▶ [Exercise description]: Lines that include the word "screenshot" are the ones to copy.

▼

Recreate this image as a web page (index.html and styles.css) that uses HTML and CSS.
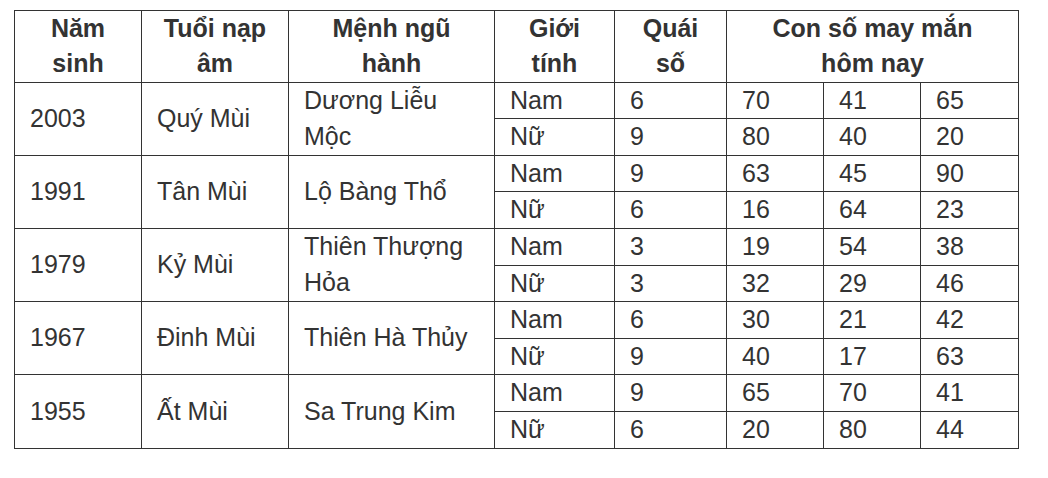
FILE: index.html
```html
<!DOCTYPE html>
<html lang="vi">
<head>
<meta charset="utf-8">
<link rel="stylesheet" href="styles.css">
</head>
<body>
<div class="wrap">
<table class="luck">
  <colgroup>
    <col class="c1"><col class="c2"><col class="c3"><col class="c4"><col class="c5"><col class="c6"><col class="c7"><col class="c8">
  </colgroup>
  <thead>
    <tr>
      <th>Năm<br>sinh</th>
      <th>Tuổi nạp<br>âm</th>
      <th>Mệnh ngũ<br>hành</th>
      <th>Giới<br>tính</th>
      <th>Quái<br>số</th>
      <th colspan="3">Con số may mắn<br>hôm nay</th>
    </tr>
  </thead>
  <tbody>
    <tr><td rowspan="2">2003</td><td rowspan="2">Quý Mùi</td><td rowspan="2">Dương Liễu Mộc</td><td>Nam</td><td>6</td><td>70</td><td>41</td><td>65</td></tr>
    <tr><td>Nữ</td><td>9</td><td>80</td><td>40</td><td>20</td></tr>
    <tr><td rowspan="2">1991</td><td rowspan="2">Tân Mùi</td><td rowspan="2">Lộ Bàng Thổ</td><td>Nam</td><td>9</td><td>63</td><td>45</td><td>90</td></tr>
    <tr><td>Nữ</td><td>6</td><td>16</td><td>64</td><td>23</td></tr>
    <tr><td rowspan="2">1979</td><td rowspan="2">Kỷ Mùi</td><td rowspan="2">Thiên Thượng Hỏa</td><td>Nam</td><td>3</td><td>19</td><td>54</td><td>38</td></tr>
    <tr><td>Nữ</td><td>3</td><td>32</td><td>29</td><td>46</td></tr>
    <tr><td rowspan="2">1967</td><td rowspan="2">Đinh Mùi</td><td rowspan="2">Thiên Hà Thủy</td><td>Nam</td><td>6</td><td>30</td><td>21</td><td>42</td></tr>
    <tr><td>Nữ</td><td>9</td><td>40</td><td>17</td><td>63</td></tr>
    <tr><td rowspan="2">1955</td><td rowspan="2">Ất Mùi</td><td rowspan="2">Sa Trung Kim</td><td>Nam</td><td>9</td><td>65</td><td>70</td><td>41</td></tr>
    <tr><td>Nữ</td><td>6</td><td>20</td><td>80</td><td>44</td></tr>
  </tbody>
</table>
</div>
</body>
</html>
```
FILE: styles.css
```css
html, body {
  margin: 0;
  padding: 0;
  background: #fff;
}
.wrap {
  padding: 10px 14px 0 14px;
}
.luck {
  border-collapse: collapse;
  table-layout: fixed;
  width: 1005px;
  font-family: "Liberation Sans", Arial, sans-serif;
  font-size: 25px;
  color: #333;
}
.c1 { width: 127px; }
.c2 { width: 147px; }
.c3 { width: 206px; }
.c4 { width: 120px; }
.c5 { width: 112px; }
.c6 { width: 97px; }
.c7 { width: 97px; }
.c8 { width: 98px; }
.luck th,
.luck td {
  border: 1px solid #333;
  padding: 0 10px 0 15px;
  line-height: 35.6px;
  vertical-align: middle;
  text-align: left;
}
.luck th {
  font-size: 25px;
  font-weight: bold;
  text-align: center;
  padding: 0;
  line-height: 35.3px;
}
```
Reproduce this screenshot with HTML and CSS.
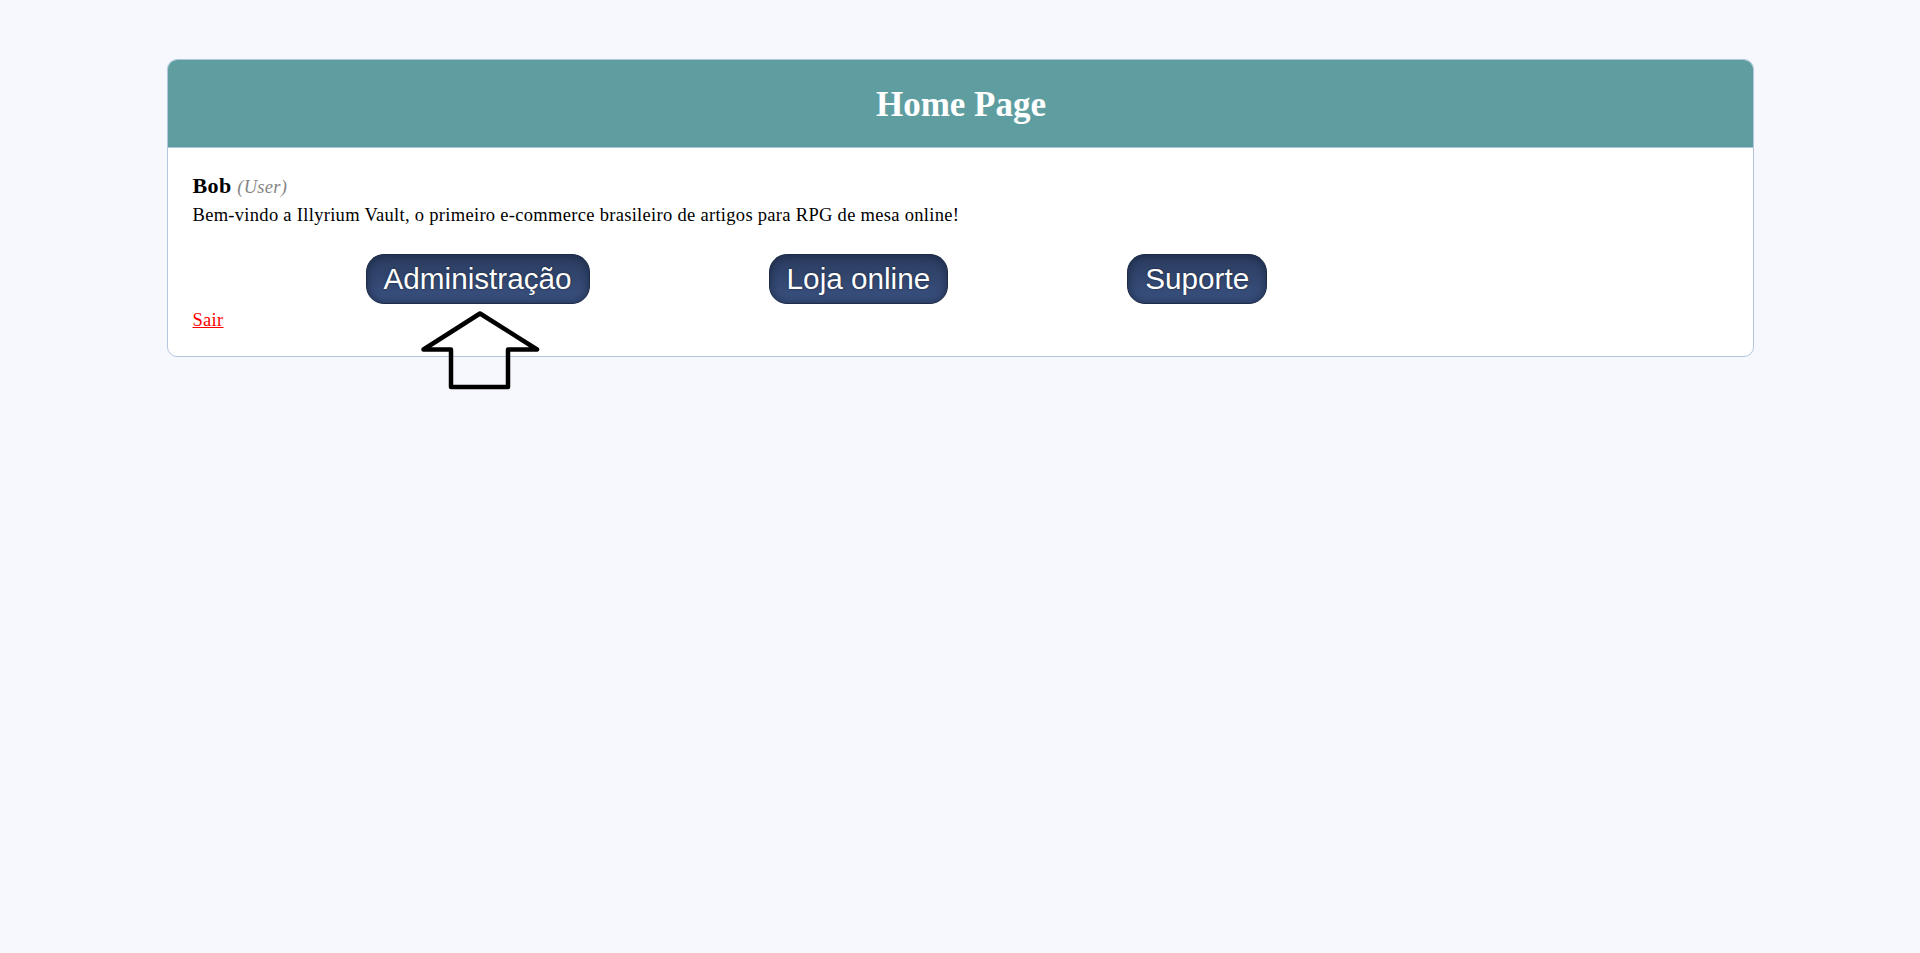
FILE: index.html
```html
<!DOCTYPE html>
<html lang="pt-BR">
<head>
<meta charset="utf-8">
<title>Home Page</title>
<link rel="stylesheet" href="styles.css">
</head>
<body>
<div class="page">
  <div class="card">
    <div class="card-header">
      <h1 class="title">Home Page</h1>
    </div>
    <div class="card-body">
      <div class="user"><span class="user-name">Bob</span> <span class="user-role">(User)</span></div>
      <p class="welcome">Bem-vindo a Illyrium Vault, o primeiro e-commerce brasileiro de artigos para RPG de mesa online!</p>
      <div class="actions">
        <a class="btn" href="#">Administração</a>
        <a class="btn" href="#">Loja online</a>
        <a class="btn" href="#">Suporte</a>
      </div>
      <a class="logout" href="#">Sair</a>
    </div>
  </div>
  <svg class="pointer" width="120" height="80" viewBox="0 0 120 80" aria-hidden="true">
    <polygon points="59,2.5 116,38.5 87,38.5 87,76 30,76 30,38.5 2.5,38.5" fill="none" stroke="#000" stroke-width="4.5" stroke-linejoin="round"/>
  </svg>
</div>
</body>
</html>
```
FILE: styles.css
```css
html, body {
  margin: 0;
  padding: 0;
}
html {
  min-height: 100%;
  background: #f7f8fe;
}
body {
  min-height: 100vh;
  box-sizing: border-box;
  background: #f7f8fe;
  font-family: "Liberation Serif", "Times New Roman", serif;
  font-size: 18.5px;
  color: #000;
  padding-top: 59px;
}
.page {
  position: relative;
  width: 1587px;
  margin: 0 auto;
  padding-bottom: 40px;
}
.card {
  box-sizing: border-box;
  background: #ffffff;
  border: 1px solid #b3c6dd;
  border-radius: 10px;
}
.card-header {
  background: #5f9ea0;
  border-radius: 9px 9px 0 0;
  height: 87px;
  display: flex;
  align-items: center;
  justify-content: center;
  border-bottom: 1px solid #a9c4d4;
}
.title {
  margin: 0;
  color: #ffffff;
  font-family: "Liberation Serif", "Times New Roman", serif;
  font-weight: bold;
  font-size: 35px;
  line-height: 40px;
  padding-top: 2px;
  padding-left: 2px;
}
.card-body {
  padding: 26px 24px 25px 25px;
}
.user {
  line-height: 24px;
}
.user-name {
  font-weight: bold;
  font-size: 22px;
  letter-spacing: 0.4px;
}
.user-role {
  font-style: italic;
  color: #858585;
  font-size: 18.5px;
  letter-spacing: 0.3px;
  margin-left: 1px;
}
.welcome {
  margin: 6px 0 0;
  line-height: 20px;
  letter-spacing: 0.3px;
}
.actions {
  display: flex;
  gap: 179px;
  margin: 29px 0 0 173px;
}
.btn {
  display: inline-block;
  font-family: "Liberation Sans", Arial, sans-serif;
  font-size: 29.7px;
  line-height: 34px;
  padding: 7px 17px;
  color: #ffffff;
  text-decoration: none;
  border: 1px solid #1f2c47;
  border-radius: 18px;
  background-color: #34486f;
  background-image: linear-gradient(to bottom, #2b3c60 0%, #2f4268 30%, #3a5180 100%);
  box-shadow: inset 0 0 8px rgba(10, 20, 40, 0.55);
  text-shadow: 0 0 2px rgba(0, 0, 0, 0.6);
}
.logout {
  display: inline-block;
  margin-top: 6px;
  line-height: 20px;
  color: #ff0000;
  text-decoration: underline;
  letter-spacing: 0.3px;
}
.pointer {
  position: absolute;
  left: 254px;
  top: 252px;
}
```
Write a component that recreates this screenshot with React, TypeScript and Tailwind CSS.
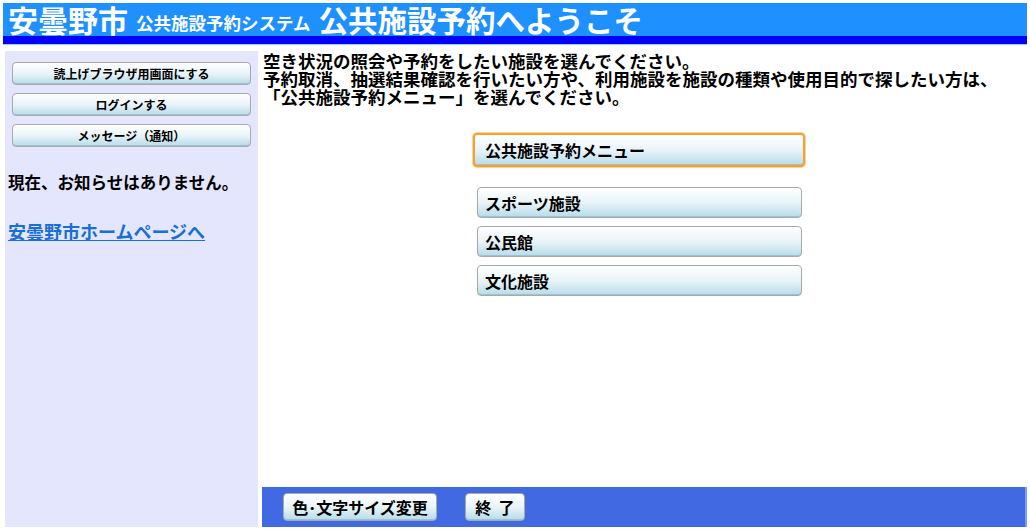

▲

▶ [Output below]:
Reproduce this screenshot with HTML and CSS.
Write a component that recreates this screenshot with React, TypeScript and Tailwind CSS.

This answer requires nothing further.